Doesn't the whole solar thing have to do with how solar city (et all) wrote your contract? If they own the system, they set it up so that they get paid for every watt the panels produce, which are all thrown on the grid, right? So they don't want or care about you having power during an outage. On the other hand, if you own the panels outright, wouldn't you want them on your side of the meter, so that you actually use the power your panels produce and also get the benefit of off-grid power? I know one friend who is a lawyer and well-versed in the solar game. He bought and used every trick in the book to get his panels owned outright and with all the rebates and credits available to him, paid something like 25% of their "listed" price. He told me his roof has 3 times the panels that the house "needs" as explained to him by the "experts". He showed me the app that he uses and 100% of his power is produced by the panels (includes net metering to cover him at night when he draws from the grid). He has a 9k square foot house too. I do know a little about the frequency thing having worked for PG&E for 10 years. I would think you could do this locally with some extra electronics for grid frequency matching. Are these electronics available?
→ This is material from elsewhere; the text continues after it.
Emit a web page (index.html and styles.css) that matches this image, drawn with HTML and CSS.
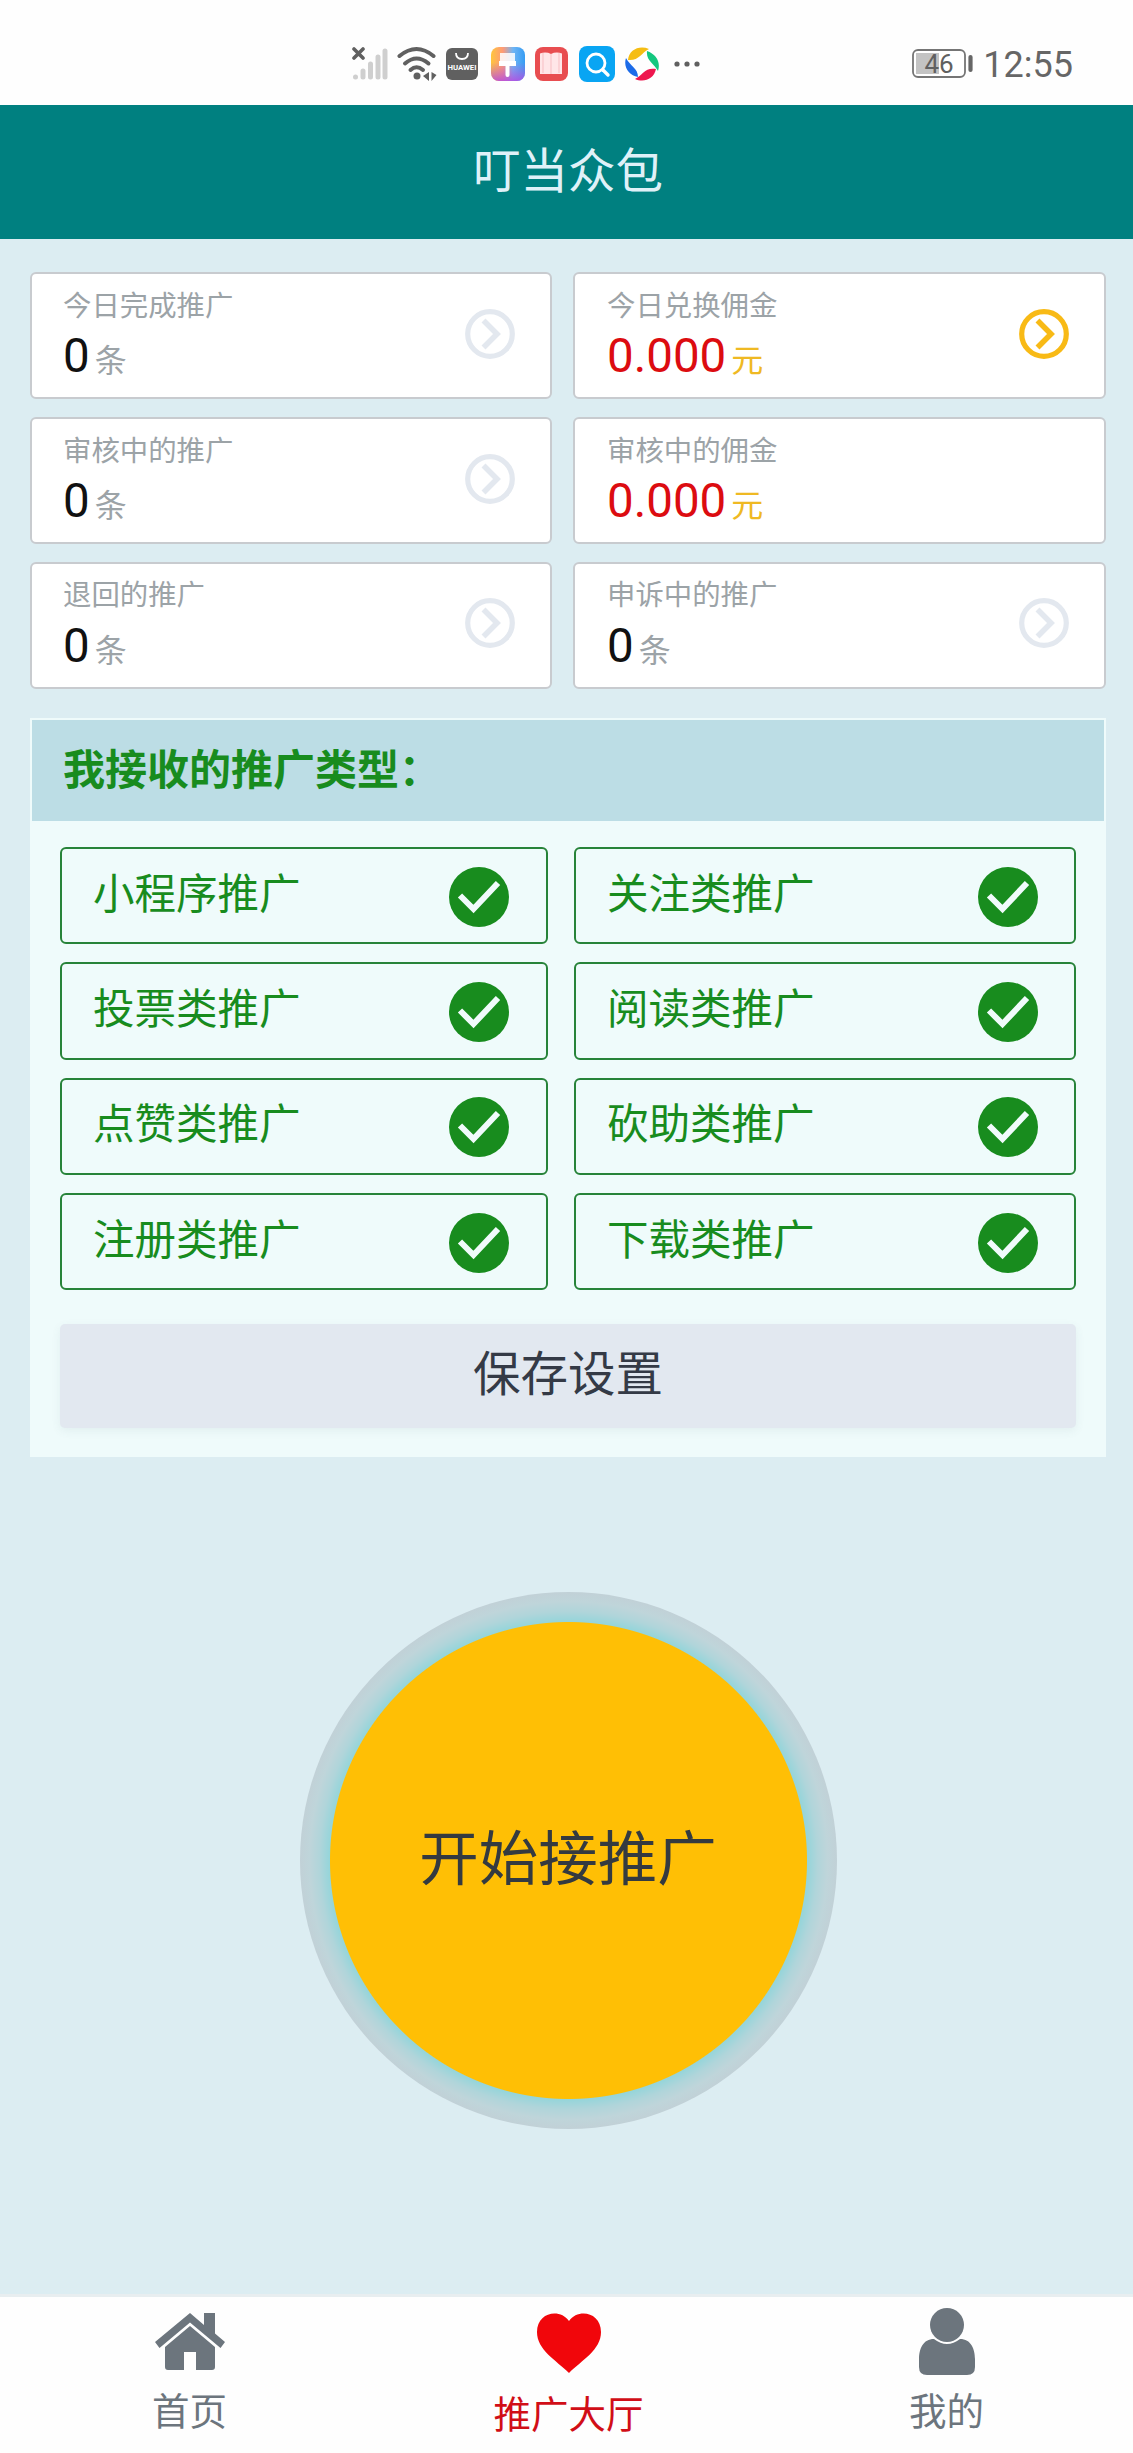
FILE: index.html
```html
<!DOCTYPE html>
<html lang="zh-CN">
<head>
<meta charset="utf-8">
<title>叮当众包</title>
<link rel="stylesheet" href="styles.css">
</head>
<body>
<svg class="defs" width="0" height="0">
  <symbol id="arrow" viewBox="0 0 50 50"><circle cx="25" cy="25" r="22.3" fill="none" stroke="currentColor" stroke-width="5.2"/><path d="M18.500 11.500 32 25 18.500 38.500" fill="none" stroke="currentColor" stroke-width="5.600"/></symbol>
  <symbol id="check" viewBox="0 0 60 60"><circle cx="30" cy="30" r="30" fill="#188c1e"/><path d="M11 28.500 24.500 42 49 16" fill="none" stroke="#f0fbfb" stroke-width="6"/></symbol>
</svg>

<header class="status">
  <div class="status-icons">
    <svg width="36" height="36" viewBox="0 0 36 36"><g stroke="#cfcfcf" stroke-width="5" stroke-linecap="round"><path d="M3.500 31v0M11 25v6M18.500 18v13M26 11v20M33 5v26"/></g><path d="M2 3l9 9M11 3l-9 9" stroke="#606060" stroke-width="3.600" stroke-linecap="round"/></svg>
    <svg width="40" height="36" viewBox="0 0 40 36"><g fill="none" stroke="#606060" stroke-width="4" stroke-linecap="round"><path d="M2.500 10Q19.500-4 36.500 10"/><path d="M8 17.500Q19.500 7.500 31.500 17.500"/><path d="M13.500 24Q19.500 18.500 26 24"/></g><circle cx="20" cy="30" r="3.500" fill="#606060"/><path d="M32 26v9l-6-5zM34.500 26v9l5-6z" fill="#606060"/></svg>
    <svg width="32" height="32" viewBox="0 0 32 32"><rect width="32" height="32" rx="6" fill="#606060"/><path d="M10 5q0 6 6 6t6-6" fill="none" stroke="#fff" stroke-width="1.800"/><text x="16" y="21.800" text-anchor="middle" textLength="29" lengthAdjust="spacingAndGlyphs" class="brand">HUAWEI</text></svg>
    <svg width="34" height="34" viewBox="0 0 34 34"><defs><linearGradient id="ga" x1="0" x2="1"><stop offset="0" stop-color="#ffc53d"/><stop offset=".35" stop-color="#ff9a76"/><stop offset=".65" stop-color="#6eb5f5"/><stop offset="1" stop-color="#359cf3"/></linearGradient><linearGradient id="gb" x1="0" y1="0" x2="0" y2="1"><stop offset=".45" stop-color="#b653dd" stop-opacity="0"/><stop offset="1" stop-color="#b64be0" stop-opacity=".85"/></linearGradient></defs><rect width="34" height="34" rx="8" fill="url(#ga)"/><rect width="34" height="34" rx="8" fill="url(#gb)"/><path d="M9 6h15v13H9z" fill="#fff" opacity=".85"/><path d="M8 14h17v5h-6.500v9a2 2 0 0 1-4 0v-9H8z" fill="#fff"/></svg>
    <svg width="33" height="34" viewBox="0 0 33 34"><rect width="33" height="34" rx="8" fill="#e84d50"/><path d="M5 6.500q6-2 11 .5 5-2.500 11-.5V27H5z" fill="#ffe6e8"/><path d="M8 6v20M24 6v20M16 7v20" stroke="#f7bec3"/></svg>
    <svg width="36" height="36" viewBox="0 0 36 36"><rect width="36" height="36" rx="8" fill="#09a5f3"/><circle cx="17" cy="17" r="9" fill="none" stroke="#fff" stroke-width="2.800"/><path d="M24 24l5 5" stroke="#fff" stroke-width="3.400" stroke-linecap="round"/></svg>
    <svg width="34" height="34" viewBox="0 0 34 34"><path d="M3 13C4 3 14-2 24 2 16 6 14 14 3 13z" fill="#f5bd13"/><path d="M22 4c9 3 14 11 11 20-4-8-12-10-11-20z" fill="#14c77f"/><path d="M31 22c-2 10-12 14-21 10 8-4 10-12 21-10z" fill="#ee174e"/><path d="M1 11c4 8 12 10 12 19C4 28-2 20 1 11z" fill="#1c6be8"/></svg>
    <svg class="more" width="26" height="6" viewBox="0 0 26 6"><g fill="#606060"><circle cx="3" cy="3" r="2.600"/><circle cx="13" cy="3" r="2.600"/><circle cx="23" cy="3" r="2.600"/></g></svg>
  </div>
  <div class="status-right">
    <svg width="62" height="30" viewBox="0 0 62 30"><rect x="1" y="1" width="52" height="27" rx="5" fill="#fff" stroke="#757575" stroke-width="1.800"/><rect x="4" y="4" width="23" height="21" fill="#c3c3c3"/><path d="M58.500 8v13" stroke="#666" stroke-width="4.200" stroke-linecap="round"/><text x="27" y="23.500" text-anchor="middle" class="battery">46</text></svg>
    <span class="clock">12:55</span>
  </div>
</header>
<h1 class="title">叮当众包</h1>

<main class="content">
  <section class="stats">
    <div class="card"><div><p class="label">今日完成推广</p><p class="value">0<span class="unit">条</span></p></div><svg class="arrow"><use href="#arrow"/></svg></div>
    <div class="card"><div><p class="label">今日兑换佣金</p><p class="value money">0.000<span class="unit">元</span></p></div><svg class="arrow gold"><use href="#arrow"/></svg></div>
    <div class="card"><div><p class="label">审核中的推广</p><p class="value">0<span class="unit">条</span></p></div><svg class="arrow"><use href="#arrow"/></svg></div>
    <div class="card"><div><p class="label">审核中的佣金</p><p class="value money">0.000<span class="unit">元</span></p></div></div>
    <div class="card"><div><p class="label">退回的推广</p><p class="value">0<span class="unit">条</span></p></div><svg class="arrow"><use href="#arrow"/></svg></div>
    <div class="card"><div><p class="label">申诉中的推广</p><p class="value">0<span class="unit">条</span></p></div><svg class="arrow"><use href="#arrow"/></svg></div>
  </section>

  <section class="panel">
    <h2 class="panel-title">我接收的推广类型：</h2>
    <div class="types">
      <div class="type"><span>小程序推广</span><svg class="check"><use href="#check"/></svg></div>
      <div class="type"><span>关注类推广</span><svg class="check"><use href="#check"/></svg></div>
      <div class="type"><span>投票类推广</span><svg class="check"><use href="#check"/></svg></div>
      <div class="type"><span>阅读类推广</span><svg class="check"><use href="#check"/></svg></div>
      <div class="type"><span>点赞类推广</span><svg class="check"><use href="#check"/></svg></div>
      <div class="type"><span>砍助类推广</span><svg class="check"><use href="#check"/></svg></div>
      <div class="type"><span>注册类推广</span><svg class="check"><use href="#check"/></svg></div>
      <div class="type"><span>下载类推广</span><svg class="check"><use href="#check"/></svg></div>
    </div>
    <button class="save">保存设置</button>
  </section>

  <button class="start">开始接推广</button>
</main>

<nav class="tabs">
  <a class="tab"><svg width="72" height="68" viewBox="0 0 72 68"><g fill="#6c757d"><path d="M36 5 1 34l4.500 6L36 14.500 66.500 40l4.500-6-10-8.500V5H50v12z"/><path d="M36 18 11 39v20q0 3 3 3h16V44h12v18h16q3 0 3-3V39z"/></g></svg><span>首页</span></a>
  <a class="tab active"><svg width="66" height="68" viewBox="0 0 66 68"><path d="M33 62C20 49 1 39 1 21 1 1 24-3 33 10 42-3 65 1 65 21c0 18-19 28-32 41z" fill="#f1060b"/></svg><span>推广大厅</span></a>
  <a class="tab"><svg width="56" height="68" viewBox="0 0 56 68"><g fill="#6c757d"><circle cx="28" cy="17" r="17"/><path d="M15 31q13 10 26 0c11 0 15 10 15 20v8q0 8-8 8H8q-8 0-8-8v-8c0-10 4-20 15-20z"/></g></svg><span>我的</span></a>
</nav>
</body>
</html>
```
FILE: styles.css
```css
* { box-sizing: border-box; margin: 0; padding: 0; }
body {
  width: 1133px;
  height: 2453px;
  display: flex;
  flex-direction: column;
  background: #dcedf2;
  font-family: "Noto Sans CJK SC", sans-serif;
  overflow: hidden;
}
svg { display: block; flex: none; }
.defs { position: absolute; }
button { border: 0; font-family: inherit; }

.status {
  height: 105px;
  padding: 22px 60px 0 352px;
  display: flex;
  justify-content: space-between;
  align-items: center;
  background: #fefefe;
}
.status-icons { display: flex; align-items: center; gap: 10.500px; }
.status-icons svg:nth-child(2) { margin: 0 -1px 0 -2px; }
.status-icons svg:nth-child(4) { margin-left: 2px; }
.status-icons .more { margin-left: 4px; }
.brand { font: bold 7px Roboto, sans-serif; fill: #fff; }
.battery { font: 26px Roboto, sans-serif; fill: #606060; }
.status-right { display: flex; align-items: center; gap: 9px; }
.clock { padding-top: 2px; font: 36px/40px Roboto, sans-serif; color: #666; }

.title {
  height: 134px;
  padding-left: 3px;
  line-height: 125px;
  text-align: center;
  background: #008080;
  color: #dff1f8;
  font-size: 47.500px;
  font-weight: 400;
}

.content { flex: 1; display: flex; flex-direction: column; align-items: center; padding: 33px 27px 0 30px; }
.stats {
  align-self: stretch;
  display: grid;
  grid-template-columns: 522px 533px;
  grid-auto-rows: 127px;
  gap: 18px 21px;
}
.card {
  display: flex;
  justify-content: space-between;
  padding: 12px 35px 0 32px;
  border: 2px solid #c8cbcf;
  border-radius: 6px;
  background: #fff;
}
.card:nth-child(odd) { padding-left: 31px; }
.label { font-size: 28.400px; line-height: 36px; color: #9ca3a7; }
.value { margin-top: 10px; display: flex; align-items: baseline; font: 47.500px/48px Roboto, sans-serif; color: #111; }
.unit { margin-left: 5px; font: 32px/40px "Noto Sans CJK SC", sans-serif; color: #9ca3a7; }
.money { color: #dc0c10; }
.money .unit { color: #efb923; }
.arrow { width: 50px; height: 50px; margin-top: 22.500px; color: #e3e8ef; }
.card:nth-child(n+5) .label { margin-top: -1px; }
.card:nth-child(n+5) .value { margin-top: 11px; }
.card:nth-child(n+5) .arrow { margin-top: 22px; }
.arrow.gold { color: #f8ba16; }

.panel {
  width: 1076px;
  height: 739px;
  margin-top: 29px;
  border: 2px solid #effbfb;
  background: #effbfb;
}
.panel-title {
  height: 101px;
  padding-left: 31px;
  line-height: 94px;
  background: #bcdde5;
  color: #188c1e;
  font-size: 42px;
  font-weight: 700;
}
.types {
  display: grid;
  grid-template-columns: 488px 502px;
  grid-auto-rows: 97.200px;
  gap: 18.200px 26px;
  margin: 26px 28px 0;
}
.type {
  display: flex;
  align-items: center;
  justify-content: space-between;
  padding: 0 36px 0 31px;
  border: 2px solid #278339;
  border-radius: 6px;
  color: #188c1e;
  font-size: 41.500px;
}
.type:nth-child(odd) { padding-right: 37px; }
.type span { line-height: 60px; margin-bottom: 10px; }
.check { width: 60px; height: 60px; margin-top: 2px; }
.save {
  display: block;
  width: 1016px;
  height: 104px;
  margin: 33.500px 28px 0;
  padding-bottom: 10px;
  border-radius: 5px;
  background: #e2e8f0;
  box-shadow: 0 3px 10px rgba(80, 100, 120, .08);
  color: #343a46;
  font-size: 47.500px;
}

.start {
  width: 537px;
  height: 537px;
  margin-top: 135px;
  padding-bottom: 14px;
  border: 29.500px solid transparent;
  border-radius: 50%;
  background:
    radial-gradient(circle closest-side, #ffbf05 238px, #95d5da 239px, #b0d5da 249px, #bfd5da 259px, #c1d1d7 268px) border-box;
  color: #343a40;
  font-size: 59.500px;
}

.tabs {
  height: 159px;
  display: grid;
  grid-template-columns: 379px 379px 375px;
  border-top: 3px solid #e8eef0;
  background: #fefefe;
}
.tab { display: flex; flex-direction: column; align-items: center; padding-top: 11px; color: #6c757d; font-size: 37.500px; }
.tab:last-child { padding-left: 2px; }
.tab span { margin-top: 8px; line-height: 50px; }
.active { padding-top: 14px; color: #d10e17; }
```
I own my PV system, so no contract issues with the original installer. I got my system for 66% of cost. And I have all the panels I need to produce all the electricity I need all year round, but not without the grid.
My solar system cannot run my house minute to minute, let alone day to day or week to week. I think you know this, but maybe for others (as it was a surprise to me when I learned this): my panels might be able to run some lights, maybe my coffee pot. I don't know where the cut off is. They can't run big appliances, not without the grid. They might work all day to "bank" enough juice on the grid to run the refrigerator and the laundry. And that's when the sun is out in the summer. In the winter it might take days to bank all the necessary watts. The system relies on the grid to "distribute" the total I generate across the peak moments here and there I need it. So I'm not sure how much my panels would even help in a 6 hour outage, or even across six days. A few dollars of gas? Even if the back feed issue could be negated somehow, running panels and the gennie at the same time is of questionable value. The money it
might save me in gas would never pay for the equipment I'd have to buy to make it work (I'm guessing I'd have to replace or augment my existing converter with something that could handle the back feed and allow off-grid use). Now if I had a battery, that's a different tune, but there would be some circuitry involved somewhere that could negotiate all the extra power flying around. But that would triple, or more, the cost of adding a gennie.
The notion of having a system that could get me off the grid is interesting, but the facts are, even with all the b--ching I do about PG&E, using their grid as my "battery" is a really good deal.
Really good. I don't pay anything annually for electricity, and that savings is quickly paying off my panels. I only have a few years to go. Once I break even, I'll be using PG&E's grid for free, not watching my $5-10K battery wall degrade. Farther down the road, when battery tech ups capacity at cheaper prices, and when CA lets PG&E renege on my deal with them, then I'll take another look at batteries.